Begin Data for this exercise

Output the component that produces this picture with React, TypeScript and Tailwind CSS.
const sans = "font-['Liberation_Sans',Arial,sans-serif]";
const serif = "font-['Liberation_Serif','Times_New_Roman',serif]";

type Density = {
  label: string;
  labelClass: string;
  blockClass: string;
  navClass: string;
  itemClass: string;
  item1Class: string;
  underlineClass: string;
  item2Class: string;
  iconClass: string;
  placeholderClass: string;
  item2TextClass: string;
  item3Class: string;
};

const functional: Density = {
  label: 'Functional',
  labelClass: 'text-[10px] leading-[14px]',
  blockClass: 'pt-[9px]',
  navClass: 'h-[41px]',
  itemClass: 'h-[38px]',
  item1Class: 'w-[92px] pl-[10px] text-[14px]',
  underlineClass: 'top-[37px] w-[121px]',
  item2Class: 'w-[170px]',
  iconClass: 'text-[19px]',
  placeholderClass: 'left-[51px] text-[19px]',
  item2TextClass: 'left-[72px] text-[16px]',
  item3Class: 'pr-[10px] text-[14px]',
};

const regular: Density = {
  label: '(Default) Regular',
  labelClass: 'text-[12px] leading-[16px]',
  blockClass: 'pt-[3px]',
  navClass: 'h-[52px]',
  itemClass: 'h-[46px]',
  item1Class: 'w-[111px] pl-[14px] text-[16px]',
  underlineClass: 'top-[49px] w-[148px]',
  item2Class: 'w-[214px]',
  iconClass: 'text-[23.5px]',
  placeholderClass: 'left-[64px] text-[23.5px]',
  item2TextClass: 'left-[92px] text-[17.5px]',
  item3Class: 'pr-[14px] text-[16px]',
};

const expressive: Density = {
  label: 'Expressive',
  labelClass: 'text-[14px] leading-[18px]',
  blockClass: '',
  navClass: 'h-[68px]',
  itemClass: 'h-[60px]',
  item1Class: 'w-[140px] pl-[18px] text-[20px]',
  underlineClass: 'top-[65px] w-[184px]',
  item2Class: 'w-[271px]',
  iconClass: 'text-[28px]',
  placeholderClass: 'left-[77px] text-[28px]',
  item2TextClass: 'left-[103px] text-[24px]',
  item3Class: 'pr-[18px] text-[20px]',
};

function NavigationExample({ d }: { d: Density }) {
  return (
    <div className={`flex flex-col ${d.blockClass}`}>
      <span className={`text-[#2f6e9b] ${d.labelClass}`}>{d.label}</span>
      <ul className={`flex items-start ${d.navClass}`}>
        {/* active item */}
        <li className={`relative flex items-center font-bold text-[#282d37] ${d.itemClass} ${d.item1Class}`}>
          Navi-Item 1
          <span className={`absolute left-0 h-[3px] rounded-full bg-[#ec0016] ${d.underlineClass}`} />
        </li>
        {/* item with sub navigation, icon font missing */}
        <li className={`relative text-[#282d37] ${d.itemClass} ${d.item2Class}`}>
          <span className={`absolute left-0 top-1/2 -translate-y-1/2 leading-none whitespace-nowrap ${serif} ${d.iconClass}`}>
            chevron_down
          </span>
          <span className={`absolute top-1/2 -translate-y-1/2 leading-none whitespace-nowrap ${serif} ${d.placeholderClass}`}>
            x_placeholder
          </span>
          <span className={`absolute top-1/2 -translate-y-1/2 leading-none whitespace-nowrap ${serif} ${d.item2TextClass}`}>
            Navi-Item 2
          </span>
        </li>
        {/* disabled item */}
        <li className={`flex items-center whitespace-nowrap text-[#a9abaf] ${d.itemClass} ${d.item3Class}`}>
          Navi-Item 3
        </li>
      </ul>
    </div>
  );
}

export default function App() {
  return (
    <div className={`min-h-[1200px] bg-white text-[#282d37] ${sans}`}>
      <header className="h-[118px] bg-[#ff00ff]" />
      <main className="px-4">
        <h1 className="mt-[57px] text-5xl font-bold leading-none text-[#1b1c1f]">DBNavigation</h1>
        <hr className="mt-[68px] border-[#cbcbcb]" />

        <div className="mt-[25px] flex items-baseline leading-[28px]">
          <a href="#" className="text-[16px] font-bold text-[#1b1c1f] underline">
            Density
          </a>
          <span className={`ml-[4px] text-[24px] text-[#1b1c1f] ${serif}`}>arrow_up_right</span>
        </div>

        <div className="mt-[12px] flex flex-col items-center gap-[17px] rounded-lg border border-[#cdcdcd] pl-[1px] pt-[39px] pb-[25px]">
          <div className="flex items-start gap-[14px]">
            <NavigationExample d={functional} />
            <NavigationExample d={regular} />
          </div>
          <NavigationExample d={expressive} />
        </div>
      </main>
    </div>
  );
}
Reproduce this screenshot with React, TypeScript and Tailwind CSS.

End Data for this exercise

Direction: The records above must be output exactly, in full.

Solved exercise:
Output the component that produces this picture with React, TypeScript and Tailwind CSS.
const sans = "font-['Liberation_Sans',Arial,sans-serif]";
const serif = "font-['Liberation_Serif','Times_New_Roman',serif]";

type Density = {
  label: string;
  labelClass: string;
  blockClass: string;
  navClass: string;
  itemClass: string;
  item1Class: string;
  underlineClass: string;
  item2Class: string;
  iconClass: string;
  placeholderClass: string;
  item2TextClass: string;
  item3Class: string;
};

const functional: Density = {
  label: 'Functional',
  labelClass: 'text-[10px] leading-[14px]',
  blockClass: 'pt-[9px]',
  navClass: 'h-[41px]',
  itemClass: 'h-[38px]',
  item1Class: 'w-[92px] pl-[10px] text-[14px]',
  underlineClass: 'top-[37px] w-[121px]',
  item2Class: 'w-[170px]',
  iconClass: 'text-[19px]',
  placeholderClass: 'left-[51px] text-[19px]',
  item2TextClass: 'left-[72px] text-[16px]',
  item3Class: 'pr-[10px] text-[14px]',
};

const regular: Density = {
  label: '(Default) Regular',
  labelClass: 'text-[12px] leading-[16px]',
  blockClass: 'pt-[3px]',
  navClass: 'h-[52px]',
  itemClass: 'h-[46px]',
  item1Class: 'w-[111px] pl-[14px] text-[16px]',
  underlineClass: 'top-[49px] w-[148px]',
  item2Class: 'w-[214px]',
  iconClass: 'text-[23.5px]',
  placeholderClass: 'left-[64px] text-[23.5px]',
  item2TextClass: 'left-[92px] text-[17.5px]',
  item3Class: 'pr-[14px] text-[16px]',
};

const expressive: Density = {
  label: 'Expressive',
  labelClass: 'text-[14px] leading-[18px]',
  blockClass: '',
  navClass: 'h-[68px]',
  itemClass: 'h-[60px]',
  item1Class: 'w-[140px] pl-[18px] text-[20px]',
  underlineClass: 'top-[65px] w-[184px]',
  item2Class: 'w-[271px]',
  iconClass: 'text-[28px]',
  placeholderClass: 'left-[77px] text-[28px]',
  item2TextClass: 'left-[103px] text-[24px]',
  item3Class: 'pr-[18px] text-[20px]',
};

function NavigationExample({ d }: { d: Density }) {
  return (
    <div className={`flex flex-col ${d.blockClass}`}>
      <span className={`text-[#2f6e9b] ${d.labelClass}`}>{d.label}</span>
      <ul className={`flex items-start ${d.navClass}`}>
        {/* active item */}
        <li className={`relative flex items-center font-bold text-[#282d37] ${d.itemClass} ${d.item1Class}`}>
          Navi-Item 1
          <span className={`absolute left-0 h-[3px] rounded-full bg-[#ec0016] ${d.underlineClass}`} />
        </li>
        {/* item with sub navigation, icon font missing */}
        <li className={`relative text-[#282d37] ${d.itemClass} ${d.item2Class}`}>
          <span className={`absolute left-0 top-1/2 -translate-y-1/2 leading-none whitespace-nowrap ${serif} ${d.iconClass}`}>
            chevron_down
          </span>
          <span className={`absolute top-1/2 -translate-y-1/2 leading-none whitespace-nowrap ${serif} ${d.placeholderClass}`}>
            x_placeholder
          </span>
          <span className={`absolute top-1/2 -translate-y-1/2 leading-none whitespace-nowrap ${serif} ${d.item2TextClass}`}>
            Navi-Item 2
          </span>
        </li>
        {/* disabled item */}
        <li className={`flex items-center whitespace-nowrap text-[#a9abaf] ${d.itemClass} ${d.item3Class}`}>
          Navi-Item 3
        </li>
      </ul>
    </div>
  );
}

export default function App() {
  return (
    <div className={`min-h-[1200px] bg-white text-[#282d37] ${sans}`}>
      <header className="h-[118px] bg-[#ff00ff]" />
      <main className="px-4">
        <h1 className="mt-[57px] text-5xl font-bold leading-none text-[#1b1c1f]">DBNavigation</h1>
        <hr className="mt-[68px] border-[#cbcbcb]" />

        <div className="mt-[25px] flex items-baseline leading-[28px]">
          <a href="#" className="text-[16px] font-bold text-[#1b1c1f] underline">
            Density
          </a>
          <span className={`ml-[4px] text-[24px] text-[#1b1c1f] ${serif}`}>arrow_up_right</span>
        </div>

        <div className="mt-[12px] flex flex-col items-center gap-[17px] rounded-lg border border-[#cdcdcd] pl-[1px] pt-[39px] pb-[25px]">
          <div className="flex items-start gap-[14px]">
            <NavigationExample d={functional} />
            <NavigationExample d={regular} />
          </div>
          <NavigationExample d={expressive} />
        </div>
      </main>
    </div>
  );
}
Reproduce this screenshot with React, TypeScript and Tailwind CSS.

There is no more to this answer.